> **Raw data**:
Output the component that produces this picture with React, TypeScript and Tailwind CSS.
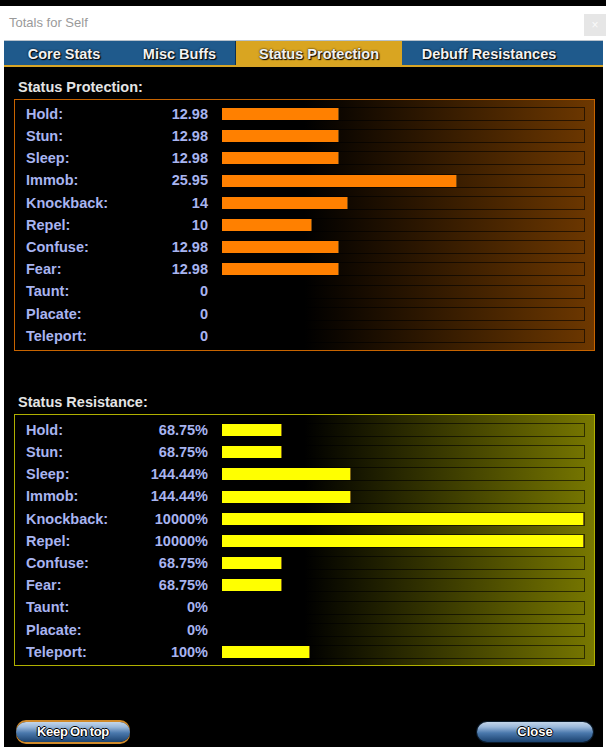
import React from "react";

type Row = { label: string; value: string; fill: number };

const protection: Row[] = [
  { label: "Hold:", value: "12.98", fill: 117 },
  { label: "Stun:", value: "12.98", fill: 117 },
  { label: "Sleep:", value: "12.98", fill: 117 },
  { label: "Immob:", value: "25.95", fill: 235 },
  { label: "Knockback:", value: "14", fill: 126 },
  { label: "Repel:", value: "10", fill: 90 },
  { label: "Confuse:", value: "12.98", fill: 117 },
  { label: "Fear:", value: "12.98", fill: 117 },
  { label: "Taunt:", value: "0", fill: 0 },
  { label: "Placate:", value: "0", fill: 0 },
  { label: "Teleport:", value: "0", fill: 0 },
];

const resistance: Row[] = [
  { label: "Hold:", value: "68.75%", fill: 60 },
  { label: "Stun:", value: "68.75%", fill: 60 },
  { label: "Sleep:", value: "144.44%", fill: 129 },
  { label: "Immob:", value: "144.44%", fill: 129 },
  { label: "Knockback:", value: "10000%", fill: 362 },
  { label: "Repel:", value: "10000%", fill: 362 },
  { label: "Confuse:", value: "68.75%", fill: 60 },
  { label: "Fear:", value: "68.75%", fill: 60 },
  { label: "Taunt:", value: "0%", fill: 0 },
  { label: "Placate:", value: "0%", fill: 0 },
  { label: "Teleport:", value: "100%", fill: 88 },
];

function StatRows({ rows, kind }: { rows: Row[]; kind: "orange" | "yellow" }) {
  const fillCls = kind === "orange" ? "bg-[#ff8000]" : "bg-[#ffff00]";
  return (
    <>
      {rows.map((r) => (
        <div key={r.label} className="flex h-[22.2px] items-center pl-[11px] pr-[9px]">
          <div className="flex w-[182px] justify-between text-[14.5px] font-bold leading-none text-[#a8b4f0] [text-shadow:1px_1px_1px_#000]">
            <span>{r.label}</span>
            <span>{r.value}</span>
          </div>
          <div className="ml-[13px] flex h-[14px] flex-1 border border-[rgba(0,0,0,0.6)]">
            {r.fill > 0 && (
              <div className={`h-full ${fillCls} border-r border-[rgba(90,60,20,0.8)]`} style={{ width: `${r.fill}px` }} />
            )}
          </div>
        </div>
      ))}
    </>
  );
}

const tabs = [
  { name: "Core Stats", w: "w-[120px]", active: false },
  { name: "Misc Buffs", w: "w-[111px]", active: false },
  { name: "Status Protection", w: "w-[167px]", active: true },
  { name: "Debuff Resistances", w: "w-[174px]", active: false },
];

const btnBg =
  "bg-[linear-gradient(to_bottom,#c4d6ea_0%,#9ab8da_25%,#4a78ac_55%,#1b426f_100%)]";

export default function App() {
  return (
    <div className="relative h-[750px] w-[606px] overflow-hidden bg-black pt-[6px] font-['Liberation_Sans',Arial,sans-serif]">
      <div className="flex h-[744px] flex-col bg-white pb-[3px] pl-[4px] pr-[3px]">
        {/* title bar */}
        <div className="flex h-[34px] items-center pl-[5px]">
          <span className="text-[13px] text-[#9a9a9a]">Totals for Self</span>
        </div>
        <div className="absolute right-0 top-[14px] flex h-[22px] w-[22px] items-center justify-center bg-[#e6e6e6] text-[12px] leading-none text-[#fafafa]">
          ×
        </div>

        {/* tabs */}
        <div className="flex h-[27px] border-b-2 border-t border-b-[#d8a526] border-t-[#b8c2cc] bg-[#1f5a8c]">
          {tabs.map((t) => (
            <div
              key={t.name}
              className={`${t.w} flex items-center justify-center pt-[3px] text-[14.5px] font-bold text-[#f2f2f2] [text-shadow:0_0_2px_#000,1px_1px_1px_#000] ${
                t.active ? "border-l border-[#0f3050] bg-[#d9a521]" : ""
              }`}
            >
              {t.name}
            </div>
          ))}
        </div>

        {/* content */}
        <div className="flex flex-1 flex-col bg-black pl-[10px] pr-[8px] pt-[10px]">
          <div className="h-[21px] pl-[4px] text-[14.5px] font-bold leading-[21px] text-[#e4e4e4] [text-shadow:1px_1px_1px_#000]">
            Status Protection:
          </div>
          <div className="mt-[1px] h-[252px] border border-[#c86400] bg-[linear-gradient(to_right,#000_50%,#6e3800_100%)] pt-[3px]">
            <StatRows rows={protection} kind="orange" />
          </div>

          <div className="mt-[41px] h-[21px] pl-[4px] text-[14.5px] font-bold leading-[21px] text-[#e4e4e4] [text-shadow:1px_1px_1px_#000]">
            Status Resistance:
          </div>
          <div className="mt-[1px] h-[252px] border border-[#b0b000] bg-[linear-gradient(to_right,#000_50%,#787800_100%)] pt-[4px]">
            <StatRows rows={resistance} kind="yellow" />
          </div>

          <div className="mt-auto flex items-center justify-between pb-[5px] pl-[2px] pr-[2px]">
            <div className={`flex h-[20px] w-[114px] items-center justify-center rounded-full ${btnBg} text-[13px] font-bold tracking-[-0.3px] text-white shadow-[0_-2px_0_#d08a2a,0_2px_0_#d08a2a] [word-spacing:-1px] [text-shadow:-1px_0_#000,1px_0_#000,0_-1px_#000,0_1px_#000]`}>
              Keep On top
            </div>
            <div className={`flex h-[20px] w-[116px] items-center justify-center rounded-full ${btnBg} text-[13px] font-bold text-white shadow-[0_0_0_1px_#0a1a2a] [text-shadow:-1px_0_#000,1px_0_#000,0_-1px_#000,0_1px_#000]`}>
              Close
            </div>
          </div>
        </div>
      </div>
    </div>
  );
}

> **Objective**:
Without the images, write out each line of the data verbatim.

> **Problem solution**:
Output the component that produces this picture with React, TypeScript and Tailwind CSS.
import React from "react";

type Row = { label: string; value: string; fill: number };

const protection: Row[] = [
  { label: "Hold:", value: "12.98", fill: 117 },
  { label: "Stun:", value: "12.98", fill: 117 },
  { label: "Sleep:", value: "12.98", fill: 117 },
  { label: "Immob:", value: "25.95", fill: 235 },
  { label: "Knockback:", value: "14", fill: 126 },
  { label: "Repel:", value: "10", fill: 90 },
  { label: "Confuse:", value: "12.98", fill: 117 },
  { label: "Fear:", value: "12.98", fill: 117 },
  { label: "Taunt:", value: "0", fill: 0 },
  { label: "Placate:", value: "0", fill: 0 },
  { label: "Teleport:", value: "0", fill: 0 },
];

const resistance: Row[] = [
  { label: "Hold:", value: "68.75%", fill: 60 },
  { label: "Stun:", value: "68.75%", fill: 60 },
  { label: "Sleep:", value: "144.44%", fill: 129 },
  { label: "Immob:", value: "144.44%", fill: 129 },
  { label: "Knockback:", value: "10000%", fill: 362 },
  { label: "Repel:", value: "10000%", fill: 362 },
  { label: "Confuse:", value: "68.75%", fill: 60 },
  { label: "Fear:", value: "68.75%", fill: 60 },
  { label: "Taunt:", value: "0%", fill: 0 },
  { label: "Placate:", value: "0%", fill: 0 },
  { label: "Teleport:", value: "100%", fill: 88 },
];

function StatRows({ rows, kind }: { rows: Row[]; kind: "orange" | "yellow" }) {
  const fillCls = kind === "orange" ? "bg-[#ff8000]" : "bg-[#ffff00]";
  return (
    <>
      {rows.map((r) => (
        <div key={r.label} className="flex h-[22.2px] items-center pl-[11px] pr-[9px]">
          <div className="flex w-[182px] justify-between text-[14.5px] font-bold leading-none text-[#a8b4f0] [text-shadow:1px_1px_1px_#000]">
            <span>{r.label}</span>
            <span>{r.value}</span>
          </div>
          <div className="ml-[13px] flex h-[14px] flex-1 border border-[rgba(0,0,0,0.6)]">
            {r.fill > 0 && (
              <div className={`h-full ${fillCls} border-r border-[rgba(90,60,20,0.8)]`} style={{ width: `${r.fill}px` }} />
            )}
          </div>
        </div>
      ))}
    </>
  );
}

const tabs = [
  { name: "Core Stats", w: "w-[120px]", active: false },
  { name: "Misc Buffs", w: "w-[111px]", active: false },
  { name: "Status Protection", w: "w-[167px]", active: true },
  { name: "Debuff Resistances", w: "w-[174px]", active: false },
];

const btnBg =
  "bg-[linear-gradient(to_bottom,#c4d6ea_0%,#9ab8da_25%,#4a78ac_55%,#1b426f_100%)]";

export default function App() {
  return (
    <div className="relative h-[750px] w-[606px] overflow-hidden bg-black pt-[6px] font-['Liberation_Sans',Arial,sans-serif]">
      <div className="flex h-[744px] flex-col bg-white pb-[3px] pl-[4px] pr-[3px]">
        {/* title bar */}
        <div className="flex h-[34px] items-center pl-[5px]">
          <span className="text-[13px] text-[#9a9a9a]">Totals for Self</span>
        </div>
        <div className="absolute right-0 top-[14px] flex h-[22px] w-[22px] items-center justify-center bg-[#e6e6e6] text-[12px] leading-none text-[#fafafa]">
          ×
        </div>

        {/* tabs */}
        <div className="flex h-[27px] border-b-2 border-t border-b-[#d8a526] border-t-[#b8c2cc] bg-[#1f5a8c]">
          {tabs.map((t) => (
            <div
              key={t.name}
              className={`${t.w} flex items-center justify-center pt-[3px] text-[14.5px] font-bold text-[#f2f2f2] [text-shadow:0_0_2px_#000,1px_1px_1px_#000] ${
                t.active ? "border-l border-[#0f3050] bg-[#d9a521]" : ""
              }`}
            >
              {t.name}
            </div>
          ))}
        </div>

        {/* content */}
        <div className="flex flex-1 flex-col bg-black pl-[10px] pr-[8px] pt-[10px]">
          <div className="h-[21px] pl-[4px] text-[14.5px] font-bold leading-[21px] text-[#e4e4e4] [text-shadow:1px_1px_1px_#000]">
            Status Protection:
          </div>
          <div className="mt-[1px] h-[252px] border border-[#c86400] bg-[linear-gradient(to_right,#000_50%,#6e3800_100%)] pt-[3px]">
            <StatRows rows={protection} kind="orange" />
          </div>

          <div className="mt-[41px] h-[21px] pl-[4px] text-[14.5px] font-bold leading-[21px] text-[#e4e4e4] [text-shadow:1px_1px_1px_#000]">
            Status Resistance:
          </div>
          <div className="mt-[1px] h-[252px] border border-[#b0b000] bg-[linear-gradient(to_right,#000_50%,#787800_100%)] pt-[4px]">
            <StatRows rows={resistance} kind="yellow" />
          </div>

          <div className="mt-auto flex items-center justify-between pb-[5px] pl-[2px] pr-[2px]">
            <div className={`flex h-[20px] w-[114px] items-center justify-center rounded-full ${btnBg} text-[13px] font-bold tracking-[-0.3px] text-white shadow-[0_-2px_0_#d08a2a,0_2px_0_#d08a2a] [word-spacing:-1px] [text-shadow:-1px_0_#000,1px_0_#000,0_-1px_#000,0_1px_#000]`}>
              Keep On top
            </div>
            <div className={`flex h-[20px] w-[116px] items-center justify-center rounded-full ${btnBg} text-[13px] font-bold text-white shadow-[0_0_0_1px_#0a1a2a] [text-shadow:-1px_0_#000,1px_0_#000,0_-1px_#000,0_1px_#000]`}>
              Close
            </div>
          </div>
        </div>
      </div>
    </div>
  );
}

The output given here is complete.